Oando Accuses SEC Of Illegality, Obtains Restraining Order

Oando Plc has reacted to the findings by the Security and Exchange Commission (SEC) that its audited financial statements contained misstatements.
In a statement on Tuesday, Oando accused SEC of illegality, adding that it had secured a court order restraining the regulator and the Nigerian Stock Exchange from enforcing the technical suspension of its shares.
The Securities and Exchange Commission had in a letter dated October 17, 2017, and addressed to the Group Chief Executive Officer of Oando, Mr Wale Tinubu, accused the company of gross abuse of corporate governance and financial mismanagement.
Among other things, the regulator said the company’s audited financial statements for 2013 and 2014 contained misstatements. It also accused the company of insider trading.
The letter read in part, “Following the structuring of the OEPL transaction in contravention of the ISA 2007, Oando Plc recorded a profit of about N6bn from the sale of the OEPL that erased the operating loss of N4.68bn, leading to a profit of N1.4bn for the year 2013.
“The company subsequently declared dividends from the profit. Having admitted that the action was in breach of the ISA 2007, Oando Plc restated its 2013 and 2014 audited financial statements, which contained material false and misleading information contrary to Section 60(2) of the ISA 2007.”
SEC also said the corporate governance returns submitted by the company for the period ended December 31, 2016 violated the SEC Code of Corporate Governance.
“The commission finds from the corporate governance returns submitted by the company for the period ended December 31, 2016 that the remuneration of the group chief executive officer and the deputy GCEO was approved by the board while the GCEO was responsible for fixing the remuneration of other executive directors, which is in violation of part 3, 14,3 of the SEC Code of Corporate Governance,” the regulator said.
Consequently, the Commission on October 18 directed the Nigerian Stock Exchange to suspend the trading of Oando shares for 48 hours followed by a technical suspension until further notice.
It also said a team of independent professional firms will conduct a forensic audit into the affairs of the company.
But Oando countered the findings in its statement on Tuesday.
It said, “Oando is of the view that the SEC’s directives are illegal, invalid and calculated to prejudice the business of the Company.

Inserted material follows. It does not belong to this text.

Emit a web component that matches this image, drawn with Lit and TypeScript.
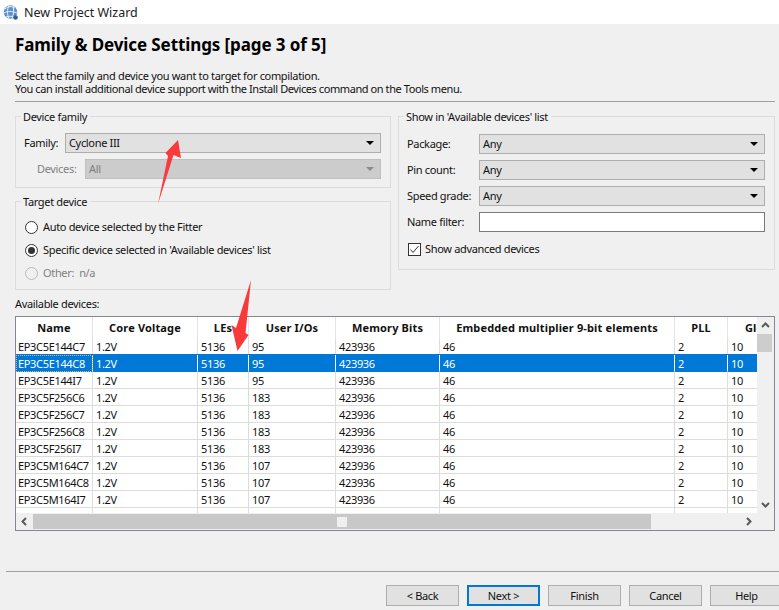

The Company being dissatisfied with the above-mentioned actions and to safeguard the interests of the Company and its shareholders immediately took steps to file an action against the SEC and the NSE.”
One of the steps, according to the company, is that on Monday, October 23, 2017, the company obtained an ex-parte order from the Federal High Court granting an interim injunction “restraining the NSE and any other party working on their behalf from giving effect to the directive of the SEC to implement a technical suspension of the shares of the Company pending the hearing and determination of the motion for injunction”.
The injunction also restrains SEC “and any other parties claiming through or working on behalf of the Commission from conducting any forensic audit into the affairs of the Company pending the hearing and determination of the motion for injunction”.
Oando added, “The NSE and SEC were served with the enrolled court order today Tuesday, October 24, 2017 after the technical suspension was carried out by the NSE on Monday, October 23, 2017.”
The company, which said it fully co-operated with the SEC since the commencement of this investigation in May 2017 and provided all information requested, argued that the regulator’s actions showed that the submissions it made to the SEC had not been duly considered, hence it had to seek legal redress.